If you're not familiar with Lucian Freud's work, please take a moment to learn about a great British painter, the grandson of Sigmund Freud, who passed on this week at the age of 88.  I understand the arguments against him.  His work is offensive, distasteful, uncomfortable, and dangerous, but so is Caravaggio, so is punk rock, so was Beethoven, and so are many things that I love, and I find enormous beauty in their humanity.  Either you get him or you don't and that's okay, but the man was a daring and powerful painter.

-I did a "living grand master" post a while back about him that you can view here.
-Freud on Wikipedia
-NY Times article
-Just found a documentary on him I had not seen before on youtube.  Here's part one.
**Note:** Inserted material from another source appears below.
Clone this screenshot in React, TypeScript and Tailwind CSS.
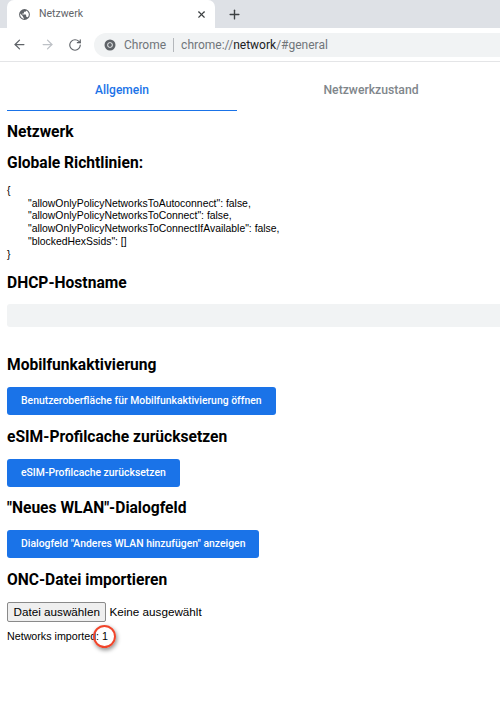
import { ArrowLeft, ArrowRight, Plus, RotateCw, X } from "lucide-react";

const buttonClass =
  "h-[28px] rounded-[3px] bg-[#1a73e8] px-[14px] text-[10.4px] font-medium text-white [font-family:Roboto,sans-serif]";
const headingClass =
  "text-[15.6px] leading-[20px] font-bold text-black [font-family:Roboto,sans-serif]";

function GlobeIcon() {
  return (
    <svg viewBox="0 0 24 24" className="h-[13px] w-[13px]" fill="#5f6368">
      <path d="M12 2a10 10 0 1 0 0 20 10 10 0 0 0 0-20zm-1 17.9A8 8 0 0 1 4.2 10.2L9 15v1a2 2 0 0 0 2 2v1.9zm6.9-2.5A2 2 0 0 0 16 16h-1v-3a1 1 0 0 0-1-1H8v-2h2a1 1 0 0 0 1-1V7h2a2 2 0 0 0 2-2v-.4a8 8 0 0 1 2.9 12.8z" />
    </svg>
  );
}

function ChromeIcon() {
  return (
    <svg viewBox="0 0 24 24" className="h-[12px] w-[12px]">
      <circle cx="12" cy="12" r="11" fill="#5f6368" />
      <circle cx="12" cy="12" r="5.5" fill="#f1f3f4" />
      <circle cx="12" cy="12" r="3.8" fill="#5f6368" />
    </svg>
  );
}

export default function App() {
  return (
    <div className="relative h-[708px] w-[500px] overflow-hidden bg-white [font-family:'Liberation_Sans',Arial,sans-serif]">
      <div className="flex h-[28px] bg-[#dee1e6] pl-[7px]">
        <div className="flex h-[28px] w-[208px] items-center rounded-t-[7px] bg-white pr-[8px] pl-[11px]">
          <GlobeIcon />
          <span className="ml-[8px] flex-1 text-[10.5px] text-[#5f6368] [font-family:Roboto,sans-serif]">
            Netzwerk
          </span>
          <X size={11} strokeWidth={2.5} className="text-[#3c4043]" />
        </div>
        <div className="flex items-center pl-[12px]">
          <Plus size={15} strokeWidth={2.2} className="text-[#3c4043]" />
        </div>
      </div>

      <div className="flex h-[34px] items-center border-b border-[#e4e5e7] pl-[12px]">
        <ArrowLeft size={15} className="text-[#5f6368]" />
        <ArrowRight size={15} className="ml-[13px] text-[#bdc1c6]" />
        <RotateCw size={14} className="ml-[13px] text-[#5f6368]" />
        <div className="ml-[12px] flex h-[24px] flex-1 items-center rounded-l-full bg-[#f1f3f4] pl-[10px] text-[12px] text-[#70757a] [font-family:Roboto,sans-serif]">
          <ChromeIcon />
          <span className="ml-[8px]">Chrome</span>
          <span className="mx-[7px] h-[14px] w-px bg-[#b4b7bb]" />
          <span>
            chrome://<span className="text-[#202124]">network</span>/#general
          </span>
        </div>
      </div>

      <div className="flex h-[49px] px-[7px] [font-family:Roboto,sans-serif]">
        <div className="flex w-[230px] items-center justify-center border-b-[1px] border-[#1a73e8] pt-[7px] text-[12px] font-medium text-[#1a73e8]">
          Allgemein
        </div>
        <div className="flex flex-1 items-center justify-center pt-[7px] pl-[12px] text-[12.2px] font-medium text-[#80868b]">
          Netzwerkzustand
        </div>
      </div>

      <div className="pl-[7px]">
        <h1 className={`mt-[11px] ${headingClass}`}>Netzwerk</h1>
        <h2 className={`mt-[11px] ${headingClass}`}>Globale Richtlinien:</h2>
        <pre className="mt-[12px] text-[10.4px] leading-[12.7px] text-black [font-family:'Liberation_Sans',sans-serif]">
          {"{\n"}
          <span className="pl-[21px]">{'"allowOnlyPolicyNetworksToAutoconnect": false,'}</span>
          {"\n"}
          <span className="pl-[21px]">{'"allowOnlyPolicyNetworksToConnect": false,'}</span>
          {"\n"}
          <span className="pl-[21px]">{'"allowOnlyPolicyNetworksToConnectIfAvailable": false,'}</span>
          {"\n"}
          <span className="pl-[21px]">{'"blockedHexSsids": []'}</span>
          {"\n}"}
        </pre>
        <h2 className={`mt-[12px] ${headingClass}`}>DHCP-Hostname</h2>
        <div className="mt-[11px] h-[23px] rounded-l-[3px] bg-[#f1f3f4]" />
        <h2 className={`mt-[28px] ${headingClass}`}>Mobilfunkaktivierung</h2>
        <button type="button" className={`mt-[12px] block ${buttonClass}`}>
          Benutzeroberfläche für Mobilfunkaktivierung öffnen
        </button>
        <h2 className={`mt-[12px] ${headingClass}`}>eSIM-Profilcache zurücksetzen</h2>
        <button type="button" className={`mt-[12px] block ${buttonClass}`}>
          eSIM-Profilcache zurücksetzen
        </button>
        <h2 className={`mt-[11px] ${headingClass}`}>"Neues WLAN"-Dialogfeld</h2>
        <button type="button" className={`mt-[12px] block ${buttonClass}`}>
          Dialogfeld "Anderes WLAN hinzufügen" anzeigen
        </button>
        <h2 className={`mt-[12px] ${headingClass}`}>ONC-Datei importieren</h2>
        <div className="mt-[12px] flex items-center text-[11.7px] text-black">
          <button
            type="button"
            className="h-[20px] rounded-[2px] border border-[#8a8a8a] bg-[#efefef] px-[5.5px] text-[11.7px]"
          >
            Datei auswählen
          </button>
          <span className="ml-[3px]">Keine ausgewählt</span>
        </div>
        <p className="mt-[7px] text-[10.7px] leading-[14px] text-black">Networks imported: 1</p>
      </div>

      <div className="absolute top-[625px] left-[93px] h-[23px] w-[23px] rounded-full border-2 border-[#f0452b] shadow-[1px_2px_4px_rgba(0,0,0,0.45)]" />
    </div>
  );
}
These are two of my favorite paintings by him:

His process was completely mad.  It makes my heart sing.

A few More...

Ok I put most of my favorites in my other post.  The sheer volume of his work is impressive, but I guess that's natural considering he never stopped making work and painted through his eighties.

Head of a Naked Girl

Tuesday, July 19, 2011

William Orpen

William Orpen (1878-1931)

There is a foreboding beauty about William Orpen's paintings that rings true for me.  In his figures especially there is a haunting poetry.  They are full of the tensions and struggles of life that make it mysterious, frustrating, and ultimately worth living.  In his brand of naturalism is a mythicized reality that  makes the mundane feel epic.  Of course he did not invent this, but it is a temperament that runs through many of my favorite painters from Caravaggio to Carriere.

Quite an androgynous self-portrait.  I like it.

An obvious reference to Rembrandt's "Hendrijke Wading In a Stream", but a unique take on his motif.  There is a poetic futility in the cascade of sad black hair that throws the eye into complete shadow.
Rembrandt still rocks the mike.

Orpen's female nudes are lumpy. They're always homely, often oddly shaped sometimes even grotesque, but there is an almost aloof modesty in there attitude that give them a tragic saintliness.  Their melancholic sensuality is ultimately endearing and forcefully defies what academics had rigidly defined as beauty.   

He was obviously obsessed with Rembrandt.  This one brings to mind a baker's dozen of Rembrandt's Susannas and Bathshebas.

There is no beauty to me like the human figure disheveled in a state of some kind of hopeless toil.  In art misery can bring comfort and suffering can bring consolation.

I'm speechless here.  It doesn't get more touching than this.

I'm a sucker for wife portraits and things that blow in the wind.

Young Ireland Grace Gifford, Sir William Orpen
Mighty strange.

Friday, July 15, 2011

Norm Quotes Mike: An Obvious Oversight

After posting the last entry about Rockwell's Rosie the Riveter one of my students pointed out on facebook that he has directly borrowed from Michelangelo's "The Prophet Isaiah" from the Sistine Ceiling.  Good eye Logan!

But did you know that Raphael grabbed the pose from Michelangelo first?  The story goes that when the ceiling was still under wraps in 1511 the architect and painter Donato Bramante snuck Raphael into the chapel to sneak a peek.  Raphael's "School of Athens" still in progress at the time, he is said to have scraped off the fresco to start it over again inspired by Michelangelo's style.  His figure of Heraclitus is said to be modeled after his rival Michelangelo who hated Raphael as a plagiarist.   

Wednesday, July 13, 2011

Rockwell's Riveting Rosie.

A recent blog post by a friend of mine blogging as Flannery O' Kafka  posted an image of J. Howard Miller's Rosie the Riveter (1942) remade in jellybeans by a contemporary artist.  This reminded me of the other Rosie I love by Norman Rockwell done a year later in 1943.  Rockwell was in his own class as an illustrator, and this is a great example.  

With a little research I was simply giddy to discover that this piece is in the permanent collection of the upcoming Crystal Bridges Museum, scheduled to open this November in Bentonville, Arkansas!  The museum will house one of the largest collections of American art in the world.  I actually feel some kind of beetle-mania, and have to suppress a scream when I think about it.

 Rockwell's beefier Rosie portrayed here as a 1940's begoggled punk rocker (down to the buttons!), slings a riveter across her lap like a pieta.  The "S" curve originating in the stars of the upper left corner runs straight through the bicep down through the busted old power cord, making her feel monumental.  Even the meat on the sandwich dances and her flexors and brachioradialis are to die for.

To top it off this is one of the most beautiful heads I've ever seen.  Tough as a jackhammer and yet so delicate and charming.

File:We Can Do It!.jpg

J. Howard Miller's Rosie.  Not bad but probably improved with jelly beans.